Sometimes, it’s simply worth acknowledging great words written by someone else. I reprint here, a few paragraphs written by Alec Russell, from a much longer article about Archbishop Desmond Tutu. It’s an outstanding piece from The Financial Times Magazine on September 13, 2013.
Desmond Tutu would have been a brilliant stand-up comic. Within moments of arriving at his foundation’s offices, sporting his customary black workman’s cap, he is teasing his staff, his visitors and most exuberantly, of course, himself. “You are toooo close,” he tells a charity photographer, shooing away his lens. “Makes my nose grow big.” When I ask after his right foot, which is in a cast, I think for a moment he has misheard. “She is very beautiful ... ” Long pause. “The girl who I fell for ... ” He chuckles, as does his audience, irrepressibly, even his staff who have surely heard this before. “Tendonitis,” he adds. “Teenage-itis,” says an aide.
[Tutu’s daughter] Mpho, 49, an ordained priest, is an obvious keeper of her father’s flame. She had the peripatetic childhood of all four of Tutu’s children. …Mpho is less voluble than her father – how could she not be? But they interrupt and tease each other at will as any loving father and daughter might do. When they laugh together, they crackle with the force of a high-veld storm – not least when I recount the decline and fall of our local Anglican church in west London, exhibit A in my contention to them that their church is in deep trouble in the west.
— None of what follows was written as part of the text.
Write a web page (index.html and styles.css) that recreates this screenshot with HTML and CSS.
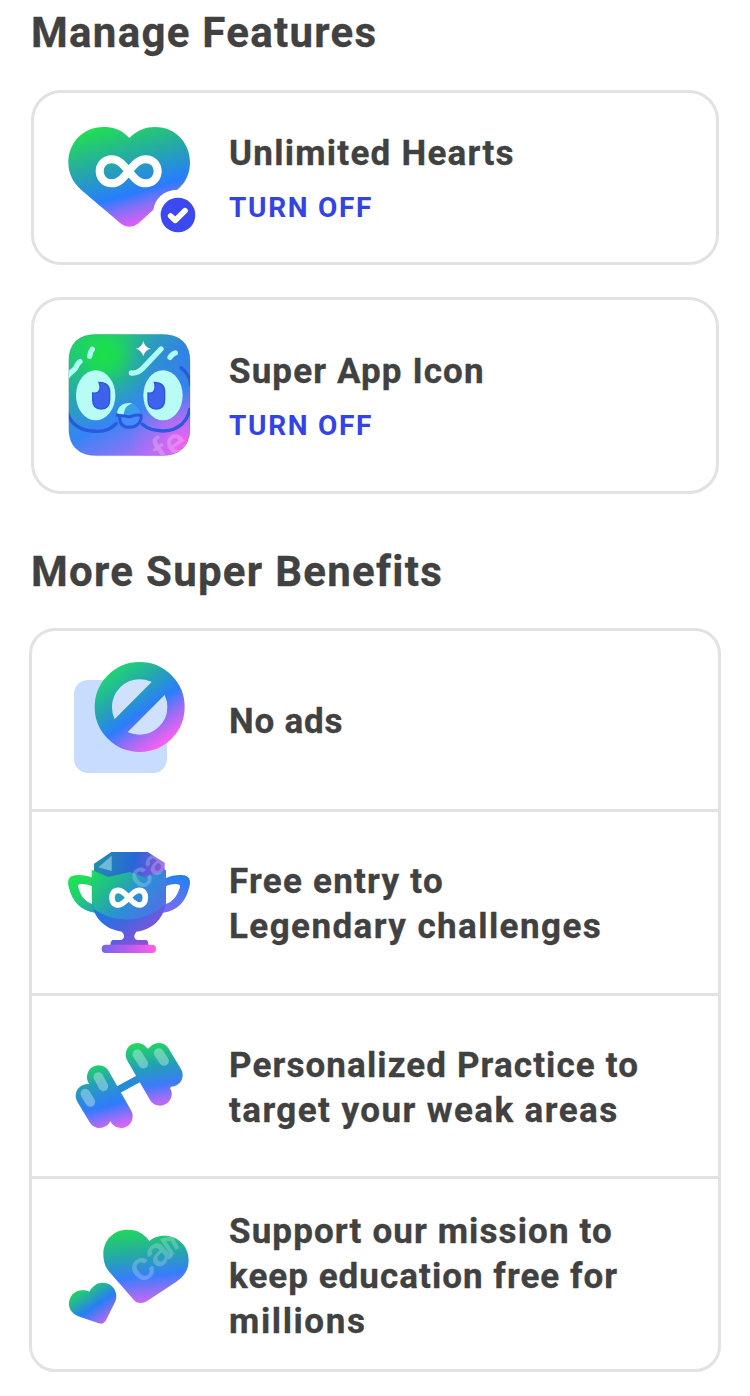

It was a grand Victorian church built to accommodate hundreds, I explain. Twelve years ago when one of our sons was christened there the congregation was barely a dozen strong. Now it is closed. “Is that the effect you had?” jokes the Arch. He urges his fellow Anglican clerics not to panic over suggestions that Britain is becoming a post-Christian society and their church is in long-term decline.
“Of course we [the Anglican Church] want to sell our product [and have full congregations] but in another way we ought to say ultimately it doesn’t matter that our churches are empty. We have to find a way of communicating with those who say they find churches offputting. That doesn’t make them any less members of God’s family … How you actually get fulfilment as a human being isn’t when you rough everyone up and clobber them [for not attending church, for example]. It’s when you follow the example of the Lord, longing for the best for the other.” We shouldn’t be too selective, he adds. There really are churches where people are “well fed spiritually”. Then, characteristically, he changes tack, a trick he deployed so often in his searing sermons of the past. The trouble is, he concedes, tele-evangelists are filling a need.
“I’ve looked at our television here and you feel really sorry for what they [evangelical congregations] are fed. There’s a young pastor in Soweto I think. They must have two or three thousand people at a service every Sunday … but it’s real …”
“Drivel,” says Mpho.
“I was going to say bull…” He just stops. More laughter.
And my exhibit B, the success in the west of Richard Dawkins’ paean to atheism, his bestselling book, The God Delusion? Tutu is warming up now and delivers a confident riposte – though again, and typically, not what one might expect from a priest.
“God doesn’t want us being childish. God may want us to be childlike but not childish. We’ve been given intellectual gifts. We should go and question things we think are dubious intellectually. God is not sitting on edge that someone is going to find out eventually that the area of God’s control is shrinking. It’s not. God is not on edge. God says, ‘Bah!’ God is thrilled that we’ve been discovering all kinds of things. When you look at what science has discovered, God says, ‘Yay. There they go. That’s what I would like them to know.’”
As a cleric, Tutu has always defied rigid categorisation – if not flouted convention. At the height of the repression in the mid-1980s he embodied “liberation theology”. He ignored those superiors who thought he overstepped the mark. For him politics and religion were of a piece and had to be, in light of apartheid’s injustices. He also easily bridged the sometimes awkward gap between western and African traditions and thinking. John Allen, who was Tutu’s spokesman for more than a decade, wrote in an authorised biography that Tutu liked to contrast the western with the African idea of what it means to be human by setting Descartes’ “I think therefore I am” against the southern African tradition of ubuntu, which loosely means “a person is a person through other people”. Tutu thinks the west “has a tendency to separate the secular and sacred”, Allen tells me, “that it is very good at analysing and dissecting but not so good at integrating and pulling it all together.”
Again, if anyone wants a fine introduction to the person and character of Archbishop Desmond Tutu, read Alec Russell’s article, from The Financial Times Magazine, September 13, 2013!